Einde inhoudsopgave
Rijnvaartpolitiereglement 1995
Artikel 4.06 Radar
Geldend
Geldend vanaf 30-09-2023
- Bronpublicatie:
19-09-2023, Stb. 2023, 314 (uitgifte: 29-09-2023, kamerstukken/regelingnummer: -)
- Inwerkingtreding
30-09-2023
- Bronpublicatie inwerkingtreding:
19-09-2023, Stb. 2023, 314 (uitgifte: 29-09-2023, kamerstukken/regelingnummer: -)
- Vakgebied(en)
Vervoersrecht / Binnenvaart
Waterrecht (V)
1.
Een schip mag slechts gebruik maken van radar indien:
- a.
het is uitgerust met een radarinstallatie en een aanwijzer van de snelheid van de draaiing van het schip overeenkomstig artikel 7.06, eerste lid, van ES-TRIN. Dit is ook van toepassing op Inland ECDIS-apparaten die gebruik kunnen maken van Inland ECDIS met geïntegreerd radarbeeld voor het voeren van het schip (navigatiemodus).
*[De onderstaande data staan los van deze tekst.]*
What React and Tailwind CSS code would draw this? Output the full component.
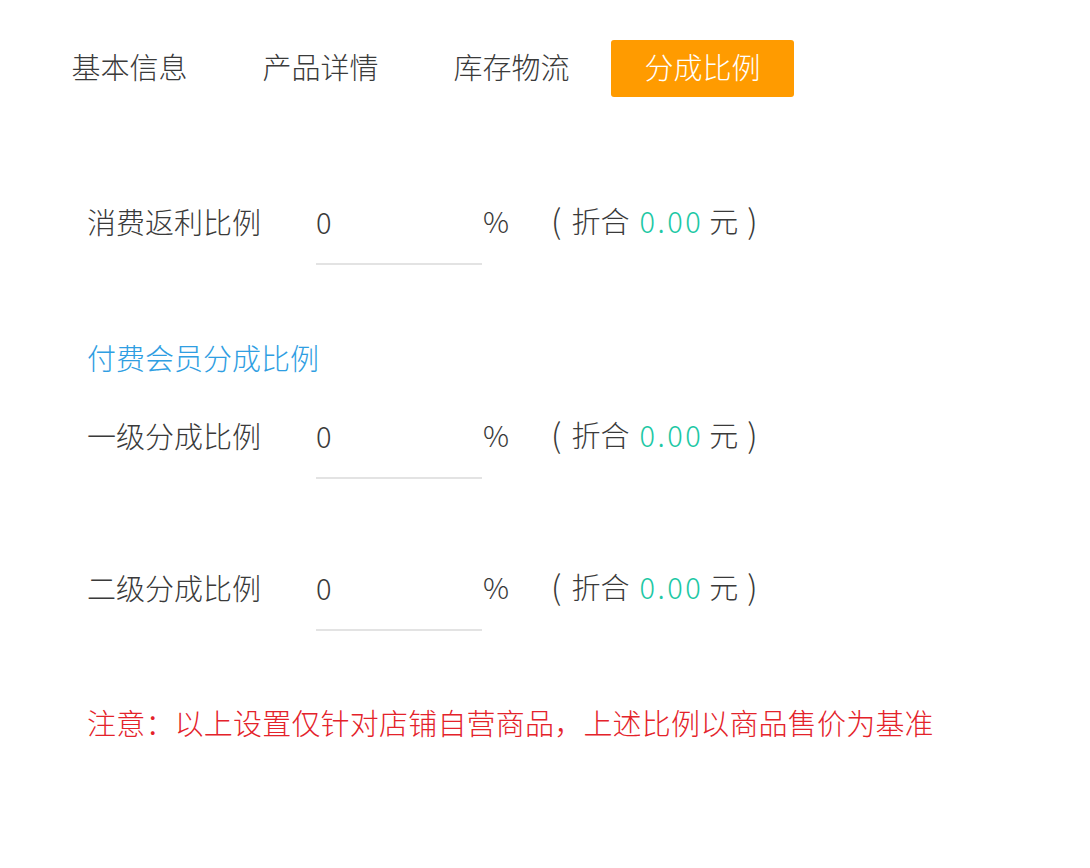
export default function App() {
  const font = { fontFamily: '"Noto Sans CJK SC", "Noto Sans", sans-serif' };
  const tabs = ["基本信息", "产品详情", "库存物流", "分成比例"];
  const Row = ({ label }) => (
    <div className="flex h-[88px] items-center text-[29px] text-[#3a3a3a]">
      <div className="w-[229px] leading-[40px]">{label}</div>
      <div className="flex h-[88px] w-[166px] items-center border-b-2 border-[#e3e3e3] pt-[2px] leading-[40px]">0</div>
      <div className="ml-[1px] leading-[40px] pb-[2px]">%</div>
      <div className="ml-[42px] flex items-center leading-[40px] pb-[2px]">
        <span className="text-[33px]">(</span>
        <span className="ml-[10px]">折合</span>
        <span className="ml-[10px] tracking-[2.5px] text-[#1ec8a5]">0.00</span>
        <span className="ml-[6px]">元</span>
        <span className="ml-[9px] text-[33px]">)</span>
      </div>
    </div>
  );
  return (
    <div className="min-h-[868px] w-[1090px] bg-white font-light" style={font}>
      <div className="flex gap-[8px] pl-[38px] pt-[40px]">
        {tabs.map((t, i) => (
          <div
            key={t}
            className={
              "flex h-[57px] w-[183px] items-center justify-center rounded-[3px] pb-[3px] text-[29px] " +
              (i === 3 ? "bg-[#ff9b00] text-white" : "text-[#3a3a3a]")
            }
          >
            {t}
          </div>
        ))}
      </div>
      <div className="pl-[87px] pt-[80px]">
        <Row label="消费返利比例" />
        <div className="mt-[72px] text-[29px] leading-[40px] text-[#2f9ee2]">付费会员分成比例</div>
        <div className="mt-[14px]">
          <Row label="一级分成比例" />
        </div>
        <div className="mt-[64px]">
          <Row label="二级分成比例" />
        </div>
        <div className="mt-[71px] text-[29px] leading-[40px] tracking-[0.2px] text-[#e4222a]">
          注意：以上设置仅针对店铺自营商品，上述比例以商品售价为基准
        </div>
      </div>
    </div>
  );
}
De apparatuur moet goed functioneren en van een type zijn dat voor de Rijn is goedgekeurd door de bevoegde autoriteit van één van de Rijnoeverstaten of van België. Een niet vrij-varende veerpont behoeft echter niet te zijn uitgerust met een aanwijzer van de snelheid van draaiing; en
- b.
zich aan boord een persoon bevindt die houder is van de overeenkomstig het Reglement betreffende het Scheepvaartpersoneel op de Rijn geldige specifieke vergunning voor het varen met behulp van radar. Bij goed zicht mag echter van radar gebruik worden gemaakt teneinde hiermede te oefenen, ook zonder dat zich een zodanig persoon aan boord bevindt.
2.
Voor een duwstel en voor een gekoppeld samenstel is het eerste lid slechts van toepassing op het schip aan boord waarvan zich de schipper van het duwstel of van het gekoppeld samenstel bevindt.
3.
Een varend snel schip moet gebruik maken van radar.
4.
Een klein schip dat radar gebruikt, moet bovendien zijn uitgerust met een marifooninstallatie voor het schip-schip verkeer, die goed functioneert en voor ontvangst is ingeschakeld.